As we mentioned, the winds were still predicted to be strong the next day, May 20, which meant one more day at the marina before we could sail off. (Incidentally, it was not a false alarm — the gusts were every bit as strong as predicted. In fact, the winds we so fierce that we had whitecaps in the marina!) None of the sport fishing boats left the marina during this time—everyone was hiding from the wind. As much as we wanted another full day of play we had some chores to do before we could enjoy the day. The first, and most important, was beginning to look at the long range forecast for a weather window to leave from the Bahamas for the passage to New England. Though we have a target date based on when we want to arrive in Connecticut, weather always trumps our desires. (It’s very humbling!) Looking ahead allowed us to decide whether we needed to cut our stay in the Bahamas a bit short to take advantage of a good weather window or whether we could linger for a few more days as hoped. In addition to looking at the weather ourselves, we consulted with our now good friend, Dan Valoppi, to tap into his experience as a professional skipper. Finally, and I am sure the the relief of our parents, we also engaged a professional weather router to assist us with identifying the ideal weather window for our passage and the best sail plan for the conditions that we’d encounter in that window.
By the afternoon we had completed our chores and were able to borrow the courtesy bikes at the marina. We enjoyed riding on the many narrow dirt paths that led to several local beaches and, at the end of our ride, we found one with the quintessential rope swing hanging from a tree close to the ocean’s edge. It was an image out of a post card! To cap this wonderful day Jill prepared one of Zack’s favorite dishes — the delicious but very aromatic cold soba noodles with garlic and ginger peanut sauce. Needless to say, after our adventure with flies the prior night, we closed up the cabin completely before Jill began to cook. Zack, who remained up in the cockpit could not believe how the flies began to swarm our closed companionway though their efforts to breach our boat were futile!
We left the marina on Friday, May 21 and sailed about 30 miles to anchor off Alabaster Beach. As has been a common experience for us as we slowly sail up North, we had the anchorage completely to ourselves. In addition, the beach, itself, is undeveloped except for one small footprint resort. Apparently, it was reserved for a wedding on that day so we got to enjoy live music during cocktail hour and dinner on Che Figata. We felt Iike we had our own private party which we particularly appreciated after 3 nights at a marina. And, of course, our spirits were especially light because greasing our prop did seem to fix our problem. When we left the marina the first thing Captain Zack did was put our engine into reverse and Che Figata actually responded accordingly. We were almost giddy! Happiness is a prop that goes into reverse on command. (We’ll ascribe that to Charles Schulz too.)

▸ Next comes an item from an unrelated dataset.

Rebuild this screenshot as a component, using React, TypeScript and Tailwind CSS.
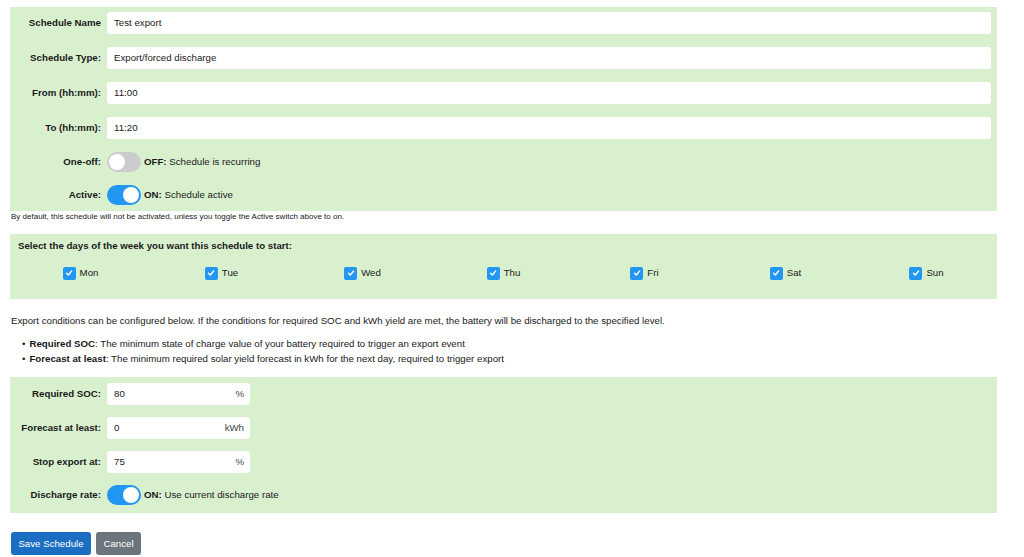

Today (May 22) we left for Fleeming Passage and an anchorage off Current Settlement at the very North end of Eleuthera, arriving around 3 PM after a nice sail on a broad reach. There is a closer cut through the reef than Fleeming Passage called Current Cut but 11 knot currents can occur there. As Che Figata motoring can do 7.5 knots full out, a strong current either way is a huge issue. If you try to go against the current, you get pushed back with no control. If you go with the current, you don’t have steerage because the water does not pass over the rudder from bow to stern — again no control. The thought of trying to go through a cut that is 100 yards wide between large rocks, with shallow reefs at the end and with no ability to steer keeps our Captain up at night. Needless to say, we took the longer route, sailing another 10 miles to take a much better cut through the reef.
We just anchored off a beautiful beach near Current Settlement and are discussing our plans for the next few days. We are winding down our visit to the Bahamas. Tomorrow we have a long (a full day but not overnight) sail to the Berry Islands (affectionately called the Berries — because the islands are Straw Cay, Blue Cay, Rasp Cay and Bosen Cay — no, just kidding) where we will anchor and then, depending on what our weather window looks like, we will either take off the next day for another full day sail to Old Bahama Bay Marina on Grand Bahamas (our launching point for our passage where we will provision and clear customs) or linger one more day in the “Berries.”